Taking a page or two from MacIntyre's After Virtue, no?
Our actions can and should have a bearing on others and our associations, including that perfect association or community of the polis... the goods of individuals and goods of groups - same or different? I wonder if what is being expressed here through the use of "social practices" could be done more simply. Man is a social nature, and part of his good is living with others. There is o such thing as a "social" life without reference to other people; and that cannot come to be without those people existing first. When we look at groups or associations, we consider primarily the good of the friendship itself, and the good that is the foundation of the friendship, what unites the friends in the first place.

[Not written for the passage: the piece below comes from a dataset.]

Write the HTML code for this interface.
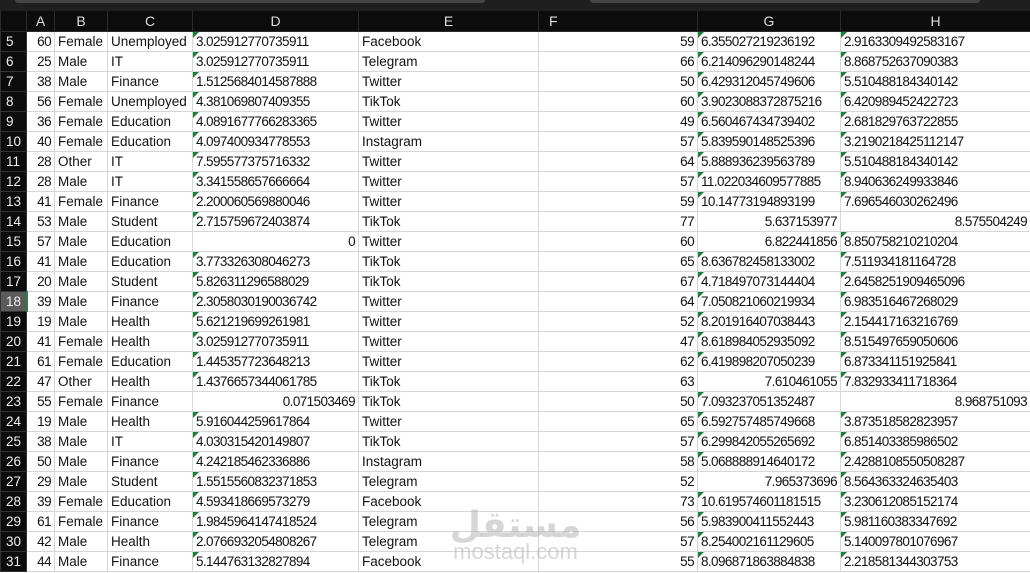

We can think of social practices as those actions that are particular to the members of a group, qua members of that group -- either those that bring about the good(s) upon which the friendship is based, or the actions that belong to friendship itself.
Friendships in associations can become participations in the political common good (communal life), or forms of civic friendship. They are ordered to that, but they can also become "exclusive" and thus detrimental to the community.(E.g. the group desires its good at the expense of that of the community and acts unjustly, etc.) We are more familiar with abstract/institutionalized forms of associations, or we may not be aware that these are associations ordered towards friendship because of our mobility and lack of social cohesion/community. We treat such associations as merely friendships of utility and cease our participation once they are no longer useful to us.
Not all associations are potentially political? It may be easy of us to think of associations that do not involve Aristotle's "friendship of virtue" but is this because we conceive of those associations incorrectly, living the atomized lifestyles we do? What I mean is that many do associate with others for the sake of utility or pleasure, and there is no enduring basis for their association, but should we not be aiming at permanence in our relationships? Isn't that the "ideal"?
Perhaps it is time for me to re-read After Virtue.